"On Rue Jean-Jacques-Rousseau they did not go so far. A woman cried, 'Vive la République!' she was merely whipped by the soldiers. But let us return to the boulevard.

"One of the passers-by, a bailiff, was struck by a ball aimed at his head; he fell on his hands and knees, imploring mercy! He received thirteen more balls in his body. He survived: by a miraculous chance, not one of his wounds was mortal. The ball which struck his head tore the skin, and made the circuit of his skull without fracturing it.

"An old man of eighty, being found concealed somewhere or other, was brought before the steps of Le Prophète, and shot: he fell. 'He will have no bump on his head,' said a soldier; the old man had fallen upon a heap of dead bodies. Two young men from Issy, who had been married only a month, to two sisters, were crossing the boulevard on their way from business. They saw the muskets levelled at them, and threw themselves on their knees, crying, 'We married the two sisters!' They were killed. A dealer in cocoa, named Robert, living on Faubourg Poissonnière, No. 97, fled, with his can on his back, down Rue Montmartre; he was killed.[1] ] A boy of thirteen, a saddler's apprentice, was passing along the boulevard opposite the Café Vachette. The soldiers took aim at him. He uttered the most heart-rending cries, and, holding up a bridle that he had in his hand, waved it in the air, exclaiming, 'I am sent on an errand!' He was killed. Three balls perforated his breast. All along the boulevards were heard the shrieks and heavy falls of the wounded, whom the soldiers pierced with their bayonets, and then left, without taking the trouble to despatch them.

"Some villains seized the opportunity to steal. The treasurer of a company, whose offices are on Rue de la Banque, left at two o'clock to collect a note on Rue Bergère, returned with the money, and was killed on the boulevard. When his body was removed, he had neither ring, nor watch, nor the money he was taking to his office.

"On the pretence that shots had been fired at the troops, the latter entered ten or twelve houses, at random, and despatched with their bayonets every one they found. In all the houses on the boulevard, there are metal pipes by which the dirty water runs out into the gutter. The soldiers, with no idea why it was so, conceived a feeling of mistrust or hatred for such and such a house, closed from top to bottom, mute and gloomy, and like all the houses on the boulevard, seeming uninhabited, so silent was it. They knocked at the door; the door opened, and they entered. An instant after there was seen to flow from the mouth of the metal pipes a red, smoking stream. It was blood.

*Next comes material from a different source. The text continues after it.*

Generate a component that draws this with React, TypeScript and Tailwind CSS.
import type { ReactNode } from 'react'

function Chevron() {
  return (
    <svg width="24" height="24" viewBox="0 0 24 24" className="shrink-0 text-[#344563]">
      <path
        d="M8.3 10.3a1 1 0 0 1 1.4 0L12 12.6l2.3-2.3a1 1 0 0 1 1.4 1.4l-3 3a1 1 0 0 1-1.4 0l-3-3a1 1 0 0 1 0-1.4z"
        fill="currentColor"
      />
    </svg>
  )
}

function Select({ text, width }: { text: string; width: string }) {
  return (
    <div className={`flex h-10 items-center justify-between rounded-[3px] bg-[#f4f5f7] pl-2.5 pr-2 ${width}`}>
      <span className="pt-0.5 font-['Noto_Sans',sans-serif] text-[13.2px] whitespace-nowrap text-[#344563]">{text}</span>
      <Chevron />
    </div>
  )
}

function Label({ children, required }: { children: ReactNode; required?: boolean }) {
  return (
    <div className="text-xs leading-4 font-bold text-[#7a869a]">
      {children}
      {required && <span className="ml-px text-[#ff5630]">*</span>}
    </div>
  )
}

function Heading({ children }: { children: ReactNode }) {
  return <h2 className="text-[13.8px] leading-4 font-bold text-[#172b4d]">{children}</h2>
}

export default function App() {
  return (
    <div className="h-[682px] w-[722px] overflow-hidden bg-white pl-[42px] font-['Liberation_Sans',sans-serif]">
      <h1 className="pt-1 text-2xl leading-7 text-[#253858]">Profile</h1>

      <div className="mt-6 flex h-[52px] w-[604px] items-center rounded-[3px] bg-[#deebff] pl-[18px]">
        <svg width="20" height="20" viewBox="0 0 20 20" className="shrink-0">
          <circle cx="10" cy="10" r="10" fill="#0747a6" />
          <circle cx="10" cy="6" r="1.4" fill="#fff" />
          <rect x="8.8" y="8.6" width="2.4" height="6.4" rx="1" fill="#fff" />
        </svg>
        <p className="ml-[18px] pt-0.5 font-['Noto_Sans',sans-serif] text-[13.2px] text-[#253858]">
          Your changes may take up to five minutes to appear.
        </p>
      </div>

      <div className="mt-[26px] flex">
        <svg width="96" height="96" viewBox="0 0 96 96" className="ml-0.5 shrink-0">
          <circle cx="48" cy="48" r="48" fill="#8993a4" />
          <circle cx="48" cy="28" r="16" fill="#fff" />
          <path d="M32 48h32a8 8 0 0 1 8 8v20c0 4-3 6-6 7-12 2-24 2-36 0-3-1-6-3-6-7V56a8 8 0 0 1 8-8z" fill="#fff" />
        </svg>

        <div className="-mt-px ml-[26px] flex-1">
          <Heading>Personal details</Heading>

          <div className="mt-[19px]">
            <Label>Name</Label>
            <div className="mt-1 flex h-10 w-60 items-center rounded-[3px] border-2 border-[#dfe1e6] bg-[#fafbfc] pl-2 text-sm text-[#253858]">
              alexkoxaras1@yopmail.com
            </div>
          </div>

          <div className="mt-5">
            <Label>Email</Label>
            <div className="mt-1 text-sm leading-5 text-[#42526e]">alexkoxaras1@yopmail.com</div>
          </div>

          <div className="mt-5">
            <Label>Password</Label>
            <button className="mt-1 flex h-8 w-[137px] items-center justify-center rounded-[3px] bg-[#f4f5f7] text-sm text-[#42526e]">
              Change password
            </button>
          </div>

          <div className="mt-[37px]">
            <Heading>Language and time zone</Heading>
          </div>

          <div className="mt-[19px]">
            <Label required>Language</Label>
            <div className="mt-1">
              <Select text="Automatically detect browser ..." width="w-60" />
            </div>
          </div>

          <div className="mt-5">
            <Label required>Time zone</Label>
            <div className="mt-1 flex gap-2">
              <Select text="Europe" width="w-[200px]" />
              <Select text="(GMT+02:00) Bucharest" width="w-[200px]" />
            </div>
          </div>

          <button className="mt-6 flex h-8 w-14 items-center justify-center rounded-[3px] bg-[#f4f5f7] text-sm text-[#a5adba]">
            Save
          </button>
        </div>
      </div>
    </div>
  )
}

"A captain, with his eyes starting from their sockets, cried to the soldiers: 'No quarter!' A major vociferated: 'Enter the houses and kill every one!'

"Sergeants were heard to say: 'Pitch into the Bedouins; hit them hard!' 'In the uncle's time,' says a witness, 'the soldiers used to call the civilians pékins. At present, we are Bedouins; the soldiers massacred the people to the cry of "Give it to the Bedouins."'

"At the Frascati Club, where many of the regular frequenters of the place were assembled, among them an old general, they heard the thunder of musketry and artillery, and could not believe that the troops were firing ball. They laughed, and said to one another: 'It's blank cartridges. What a mise-en-scène! What an actor this Bonaparte is!' They thought they were at the Circus. Suddenly the soldiers entered, mad with rage, and were about to shoot every one. They had no idea of the danger they were running. They continued to laugh. One of the eye-witnesses said to us: 'We thought that this was part of the buffoonery.' However, seeing that the soldiers continued to threaten them, they at last understood.—'Kill them all!' cried the soldiers. A lieutenant, who recognized the old general, prevented them from carrying out their threat. In spite of this, a sergeant said: 'Hold your d——d tongue, lieutenant; this isn't your affair, it's ours.'

"The troops killed for the mere sake of killing. A witness says: 'In the courtyards of the houses, they shot even the horses and dogs.'

"In the house next Frascati's, at the corner of Rue Richelieu, the soldiers were coolly going to shoot even the women and children, who were already drawn up in a mass before a platoon for that purpose when a colonel arrived. He stopped the massacre, boxed up these poor trembling creatures in the Passages des Panoramas, where he locked them in, and saved them. A celebrated writer, Monsieur Lireux, after having escaped the first balls, was led about, during an hour, from one guard-house to another, preparatory to being shot. It required a miracle to save him. The celebrated artist, Sax, who happened to be in the musical establishment of M. Brandus, was about to be shot, when a general recognized him. Everywhere else the people were killed indiscriminately.